SOURCE MATERIAL:
━━━━━━━━━━
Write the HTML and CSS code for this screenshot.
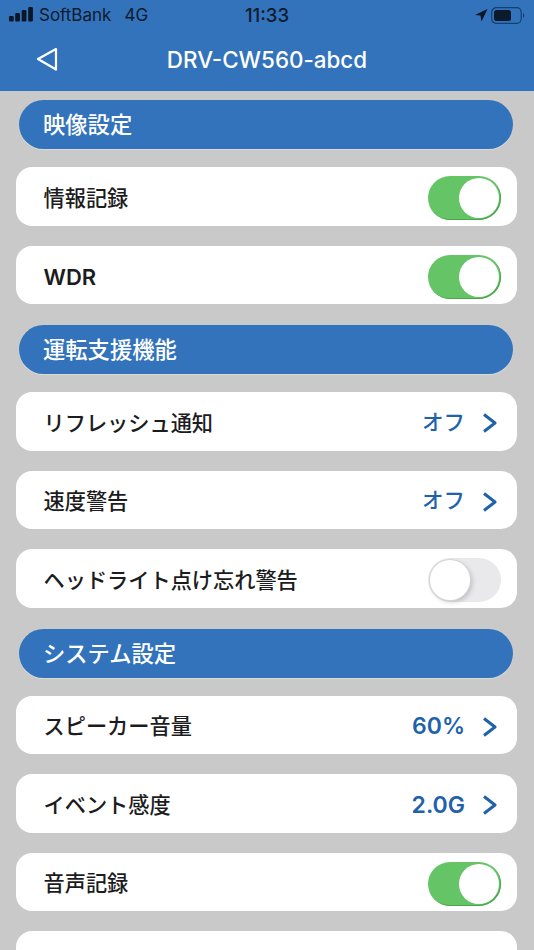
FILE: index.html
```html
<!DOCTYPE html>
<html lang="ja">
<head>
<meta charset="utf-8">
<title>DRV-CW560-abcd</title>
<link rel="stylesheet" href="styles.css">
</head>
<body>
<div class="screen">
  <header class="header">
    <div class="status">
      <div class="status-left">
        <svg class="signal" width="24" height="16" viewBox="0 0 24 16"><rect x="0" y="9" width="4.700" height="5.500" rx="1"/><rect x="6.200" y="6" width="4.700" height="8.500" rx="1"/><rect x="12.700" y="3" width="4.700" height="11.500" rx="1"/><rect x="19.200" y="0" width="4.700" height="14.500" rx="1"/></svg>
        <span class="carrier">SoftBank</span>
        <span class="net">4G</span>
      </div>
      <div class="clock">11:33</div>
      <div class="status-right">
        <svg class="loc" width="14" height="14" viewBox="0 0 14 14"><path d="M13.500 1 L1 7 L6.500 7.500 L7.500 13.500 Z"/></svg>
        <svg class="battery" width="34" height="17" viewBox="0 0 34 17"><rect x="0.700" y="0.700" width="29.500" height="15.600" rx="4.500" fill="none" stroke="#12406f" stroke-width="1.200"/><rect x="3" y="3" width="17" height="11" rx="2.500" fill="#0c1a2c"/><path d="M32 6 a3 3 0 0 1 0 5 z" fill="#12406f"/></svg>
      </div>
    </div>
    <div class="nav">
      <svg class="back" width="22" height="24" viewBox="0 0 22 24"><path d="M20 2 L2 12 L20 22.500 Z" fill="none" stroke="#fff" stroke-width="2.200" stroke-linejoin="round"/></svg>
      <div class="title">DRV-CW560-abcd</div>
    </div>
  </header>
  <main class="list">
    <h2 class="section first">映像設定</h2>
    <div class="card"><span class="label">情報記録</span><span class="toggle on"><i class="knob"></i></span></div>
    <div class="card"><span class="label latin">WDR</span><span class="toggle on"><i class="knob"></i></span></div>
    <h2 class="section">運転支援機能</h2>
    <div class="card"><span class="label">リフレッシュ通知</span><span class="value">オフ</span><svg class="chev" width="15" height="20" viewBox="0 0 15 20"><path d="M2 1.500 L13 10 L2 18.500" /></svg></div>
    <div class="card"><span class="label">速度警告</span><span class="value">オフ</span><svg class="chev" width="15" height="20" viewBox="0 0 15 20"><path d="M2 1.500 L13 10 L2 18.500" /></svg></div>
    <div class="card"><span class="label">ヘッドライト点け忘れ警告</span><span class="toggle off"><i class="knob"></i></span></div>
    <h2 class="section">システム設定</h2>
    <div class="card"><span class="label">スピーカー音量</span><span class="value num">60%</span><svg class="chev" width="15" height="20" viewBox="0 0 15 20"><path d="M2 1.500 L13 10 L2 18.500" /></svg></div>
    <div class="card"><span class="label">イベント感度</span><span class="value num">2.0G</span><svg class="chev" width="15" height="20" viewBox="0 0 15 20"><path d="M2 1.500 L13 10 L2 18.500" /></svg></div>
    <div class="card"><span class="label">音声記録</span><span class="toggle on"><i class="knob"></i></span></div>
    <div class="card"></div>
  </main>
</div>
</body>
</html>
```
FILE: styles.css
```css
* { box-sizing: border-box; }
html, body { margin: 0; padding: 0; }
body { width: 534px; height: 950px; overflow: hidden; background: #c9c9c9; font-family: "Liberation Sans", "Noto Sans CJK JP", sans-serif; }
.screen { height: 950px; overflow: hidden; display: flex; flex-direction: column; }
.header { height: 91px; flex: none; background: #3373bb; }
.status { height: 30px; padding: 0 9px; display: grid; grid-template-columns: 1fr auto 1fr; align-items: center; color: #0d1b2e; font-family: Inter, sans-serif; }
.status-left { display: flex; align-items: center; font-size: 17px; }
.signal { fill: #0b1626; margin-right: 6px; }
.net { margin-left: 13px; }
.clock { font-size: 18.500px; font-weight: 500; }
.status-right { display: flex; justify-content: flex-end; align-items: center; gap: 3px; }
.loc { fill: #0b1626; }
.nav { position: relative; height: 61px; display: flex; align-items: center; justify-content: center; padding-bottom: 2px; }
.back { position: absolute; left: 36px; top: 17px; }
.title { color: #fff; font-size: 22.400px; font-weight: 500; font-family: Inter, sans-serif; }
.list { flex: 1; padding: 0 17px 0 16px; display: flex; flex-direction: column; }
.section { flex: none; margin: 1px 4px 18px 3px; height: 49px; border-radius: 25px; background: #3373bb; color: #fff; font-size: 22.300px; font-weight: 500; line-height: 51px; padding-left: 24px; box-shadow: 0 1px 1px rgba(255,255,255,0.35); }
.section.first { margin-top: 9px; }
.card { flex: none; height: 58.500px; margin-bottom: 20px; background: #fff; border-radius: 16px; display: flex; align-items: center; padding: 0 16px 0 27.500px; }
.label { flex: 1; font-size: 21.200px; font-weight: 500; color: #1c1c1e; line-height: 1; padding-top: 4px; }
.label.latin { font-family: Inter, sans-serif; font-size: 22px; font-weight: 600; }
.value { color: #1f62ab; font-size: 21.500px; font-weight: 500; margin-right: 17px; padding-top: 4px; line-height: 1; }
.value.num { font-family: Inter, sans-serif; font-size: 23px; font-weight: 600; }
.chev { flex: none; margin-right: 4px; margin-top: 4px; fill: none; stroke: #1f62ab; stroke-width: 3; stroke-linejoin: round; }
.toggle { flex: none; width: 73px; height: 44px; border-radius: 22px; position: relative; display: block; margin-top: 4px; }
.toggle.on { background: #65c466; box-shadow: inset -1px -1px 0 #4aa64d; }
.toggle.off { background: #e9e9eb; }
.knob { position: absolute; top: 2px; width: 40px; height: 40px; border-radius: 50%; background: #fff; }
.on .knob { right: 2px; }
.off .knob { left: 2px; box-shadow: 0 0 0 1px #d5d5d5, 2px 2px 5px rgba(0,0,0,0.2); }
```
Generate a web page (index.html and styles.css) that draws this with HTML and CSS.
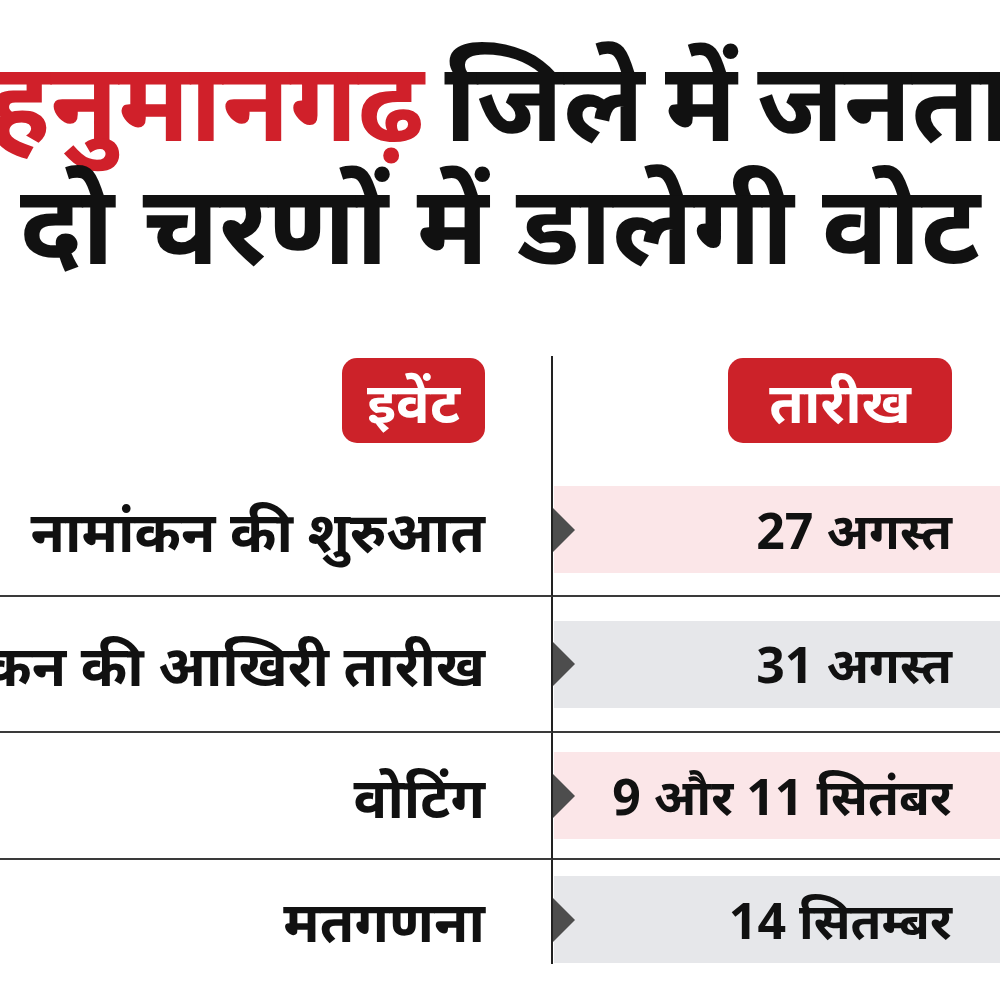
FILE: index.html
```html
<!DOCTYPE html>
<html lang="hi">
<head>
<meta charset="utf-8">
<title>हनुमानगढ़ चुनाव</title>
<link rel="stylesheet" href="styles.css">
</head>
<body>
<div class="page">
  <header class="headline">
    <div class="line line-one"><span class="red">हनुमानगढ़</span> जिले में जनता</div>
    <div class="line">दो चरणों में डालेगी वोट</div>
  </header>
  <section class="table">
    <div class="cell left head"><span class="badge badge-event">इवेंट</span></div>
    <div class="cell right head"><span class="badge badge-date">तारीख</span></div>

    <div class="cell left event">नामांकन की शुरुआत</div>
    <div class="cell right date"><div class="box pink"><span>27 अगस्त</span></div></div>

    <div class="cell left event">नामांकन की आखिरी तारीख</div>
    <div class="cell right date"><div class="box gray"><span>31 अगस्त</span></div></div>

    <div class="cell left event">वोटिंग</div>
    <div class="cell right date"><div class="box pink"><span>9 और 11 सितंबर</span></div></div>

    <div class="cell left event last">मतगणना</div>
    <div class="cell right date last"><div class="box gray"><span>14 सितम्बर</span></div></div>
  </section>
</div>
</body>
</html>
```

FILE: styles.css
```css
html, body {
  margin: 0;
  padding: 0;
  background: #fff;
}
body {
  width: 1000px;
  height: 1000px;
  overflow: hidden;
  font-family: "Noto Sans", "Noto Sans Devanagari", "Lohit Devanagari", sans-serif;
  color: #111;
}
.page {
  width: 1000px;
  padding-top: 37px;
}
.headline {
  display: flex;
  flex-direction: column;
  align-items: center;
  font-weight: 700;
  font-size: 110px;
  line-height: 123px;
}
.line {
  white-space: nowrap;
}
.line-one { word-spacing: -8px; }
.red { color: #d0202a; }

.table {
  margin-top: 73px;
  display: grid;
  grid-template-columns: 553px 1fr;
  grid-template-rows: 108px 133px 136px 127px 104px;
}
.cell {
  display: flex;
  align-items: center;
  box-sizing: border-box;
  min-width: 0;
}
.left {
  justify-content: flex-end;
  padding-right: 66px;
  border-right: 2px solid #222;
}
.head { align-items: flex-start; padding-top: 2px; }
.right.head { justify-content: flex-end; padding-right: 48px; }
.badge {
  background: #cc2229;
  color: #fff;
  font-weight: 700;
  font-size: 56px;
  border-radius: 15px;
  height: 85px;
  display: flex;
  align-items: center;
  justify-content: center;
}
.badge-event { width: 143px; }
.badge-date { width: 224px; }
.event, .date {
  border-bottom: 2px solid #3a3a3a;
  font-weight: 700;
}
.event {
  font-size: 56px;
  line-height: 88px;
  white-space: nowrap;
}
.last {
  border-bottom: none;
  align-items: flex-start;
  padding-top: 16px;
}
.date { padding-left: 1px; }
.box {
  position: relative;
  flex: 1;
  height: 87px;
  display: flex;
  align-items: center;
  justify-content: flex-end;
  padding-right: 48px;
  font-size: 50px;
  white-space: nowrap;
}
.box::before {
  content: "";
  position: absolute;
  left: -1px;
  top: 50%;
  transform: translateY(-50%);
  border-top: 22px solid transparent;
  border-bottom: 22px solid transparent;
  border-left: 22px solid #4d4d4d;
}
.pink { background: #fbe6e8; }
.gray { background: #e6e7ea; }
```
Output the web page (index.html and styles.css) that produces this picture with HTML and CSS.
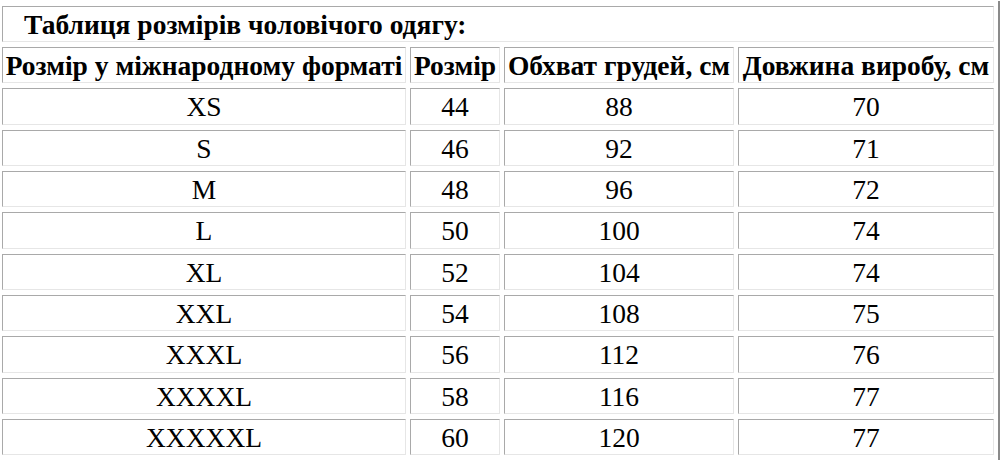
━━━━━━━━━━
OBJECTIVE:
Filter the entries down to the lines containing "index". Copy each of those lines.

THE COMPLETED TASK:
FILE: index.html
Generate a web page (index.html and styles.css) that draws this with HTML and CSS.
FILE: index.html
Output the web page (index.html and styles.css) that produces this picture with HTML and CSS.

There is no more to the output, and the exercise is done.